• The exercise:
The entries below contain pictures. Retype everything except those pictures, exactly as given.
START Supplied information
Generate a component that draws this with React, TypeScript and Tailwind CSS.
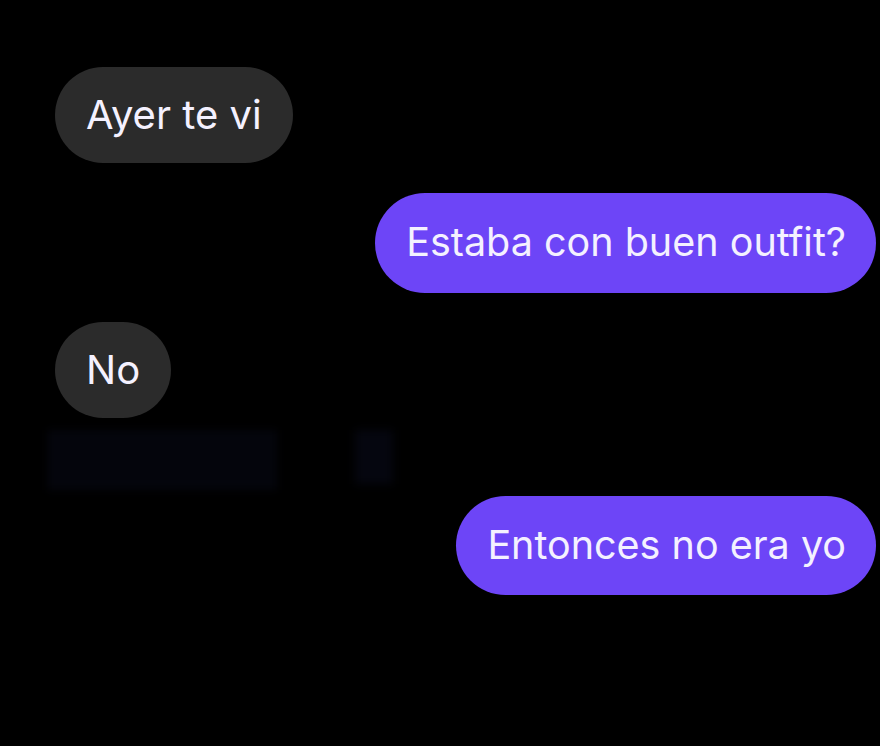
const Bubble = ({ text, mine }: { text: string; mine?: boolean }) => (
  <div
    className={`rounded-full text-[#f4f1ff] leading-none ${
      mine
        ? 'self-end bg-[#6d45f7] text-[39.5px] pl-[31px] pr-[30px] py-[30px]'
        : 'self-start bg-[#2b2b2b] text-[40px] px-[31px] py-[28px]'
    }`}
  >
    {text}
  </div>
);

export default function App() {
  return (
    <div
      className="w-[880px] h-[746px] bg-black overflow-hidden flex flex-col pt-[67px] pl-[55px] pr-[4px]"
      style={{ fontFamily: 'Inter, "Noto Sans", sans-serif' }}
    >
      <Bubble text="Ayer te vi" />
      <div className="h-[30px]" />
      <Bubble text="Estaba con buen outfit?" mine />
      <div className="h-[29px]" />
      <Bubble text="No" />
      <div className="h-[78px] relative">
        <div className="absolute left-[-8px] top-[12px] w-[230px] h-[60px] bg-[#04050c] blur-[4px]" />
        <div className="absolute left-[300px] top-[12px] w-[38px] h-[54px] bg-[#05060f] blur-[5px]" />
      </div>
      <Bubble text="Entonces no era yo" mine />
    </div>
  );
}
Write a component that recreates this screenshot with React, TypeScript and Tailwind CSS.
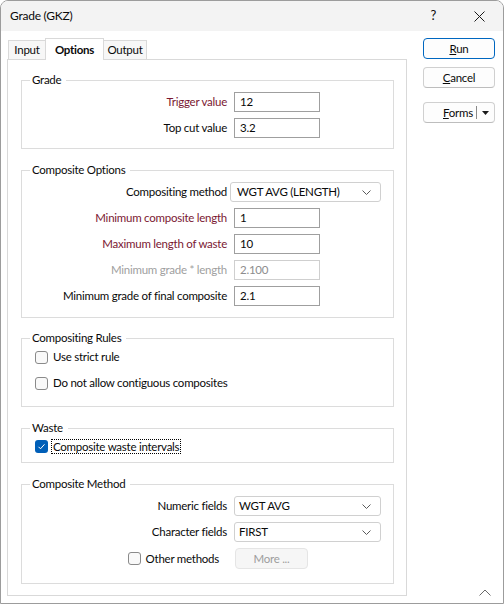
END Supplied information
• Response to the exercise:
Generate a component that draws this with React, TypeScript and Tailwind CSS.
const Bubble = ({ text, mine }: { text: string; mine?: boolean }) => (
  <div
    className={`rounded-full text-[#f4f1ff] leading-none ${
      mine
        ? 'self-end bg-[#6d45f7] text-[39.5px] pl-[31px] pr-[30px] py-[30px]'
        : 'self-start bg-[#2b2b2b] text-[40px] px-[31px] py-[28px]'
    }`}
  >
    {text}
  </div>
);

export default function App() {
  return (
    <div
      className="w-[880px] h-[746px] bg-black overflow-hidden flex flex-col pt-[67px] pl-[55px] pr-[4px]"
      style={{ fontFamily: 'Inter, "Noto Sans", sans-serif' }}
    >
      <Bubble text="Ayer te vi" />
      <div className="h-[30px]" />
      <Bubble text="Estaba con buen outfit?" mine />
      <div className="h-[29px]" />
      <Bubble text="No" />
      <div className="h-[78px] relative">
        <div className="absolute left-[-8px] top-[12px] w-[230px] h-[60px] bg-[#04050c] blur-[4px]" />
        <div className="absolute left-[300px] top-[12px] w-[38px] h-[54px] bg-[#05060f] blur-[5px]" />
      </div>
      <Bubble text="Entonces no era yo" mine />
    </div>
  );
}
Write a component that recreates this screenshot with React, TypeScript and Tailwind CSS.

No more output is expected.